DR Congo’s monetary and financial statistics closed 2025 with a clear signal: financial intermediation deepened, private-sector balance sheets expanded, and the central bank intensified liquidity management.

Comparing December 2024 to December 2025:

1) Deposits continued to rise

Customer deposits in depository corporations increased from US$14.73 billion in December 2024 to US$16.24 billion in December 2025, a gain of about 10.2%.

This points to a stronger deposit base and improving banking system resource mobilisation.

2) Credit expansion outpaced deposit growth

Gross credit by depository corporations rose from US$8.53 billion to US$10.45 billion, up about 22.5% year-on-year.

That is a strong acceleration relative to deposit growth and suggests a more expansionary credit environment, with banks extending more financing into the economy.

3) Interbank pricing eased

The interbank market rate declined from 25.5% in December 2024 to 17.5% in December 2025, a drop of 8.0 percentage points.

This suggests an easing in short-term funding conditions compared with the previous year-end.

4) A fragmented but growing interbank market

Total interbank transaction volumes rose from $114.5M in 2024 to $170.3M in 2025 (+49%).

However, this growth needs to be interpreted carefully. Monthly activity remained irregular, with alternating periods of inactivity, low activity, and occasional spikes.

This pattern reflects a market that is still developing structurally, rather than one providing continuous and efficient liquidity redistribution.

5) The central bank stepped up open market sterilisation

Using the worksheet exchange rates of CDF 2,866.88/US$ for December 2024 and CDF 2,309.38/US$ for December 2025, central bank bills outstanding converted as follows:

7-day BCC bills: from about US$52.3 million to about US$124.3 million

28-day BCC bills: from about US$52.9 million to about US$218.2 million

84-day BCC bills: from 0 to about US$265.4 million

This is important.
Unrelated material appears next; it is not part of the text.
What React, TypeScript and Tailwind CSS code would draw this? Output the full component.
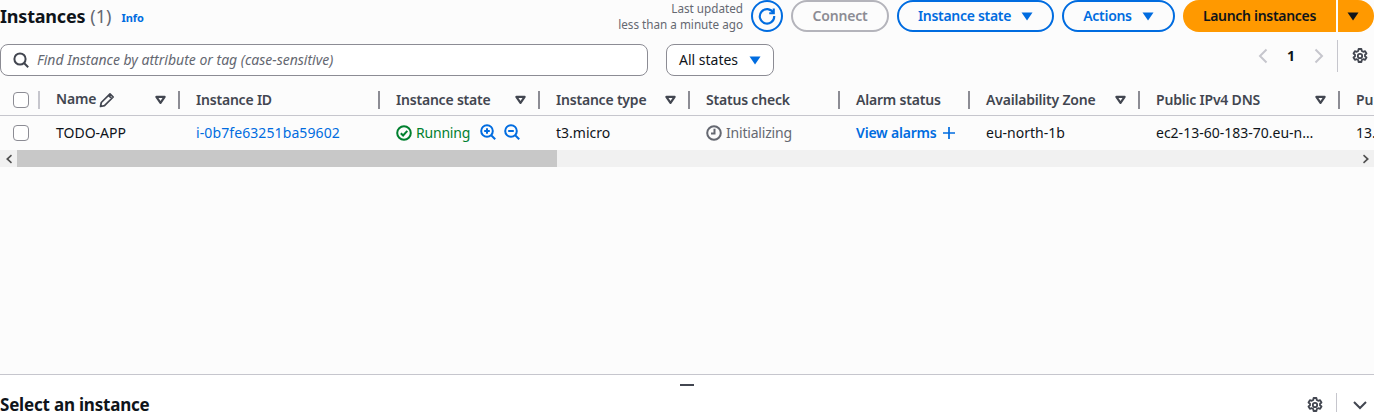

It shows that by end-2025, the central bank was relying on a broader and heavier maturity structure to absorb liquidity, especially through 28-day and 84-day paper.

By December 2025, DR Congo’s monetary sector showed a combination of larger deposits, faster credit growth, lower interbank rates, and more active central bank sterilisation tools. In practical terms, the banking system appears deeper, but also one in which liquidity management by the central bank became more assertive and more structured across maturities.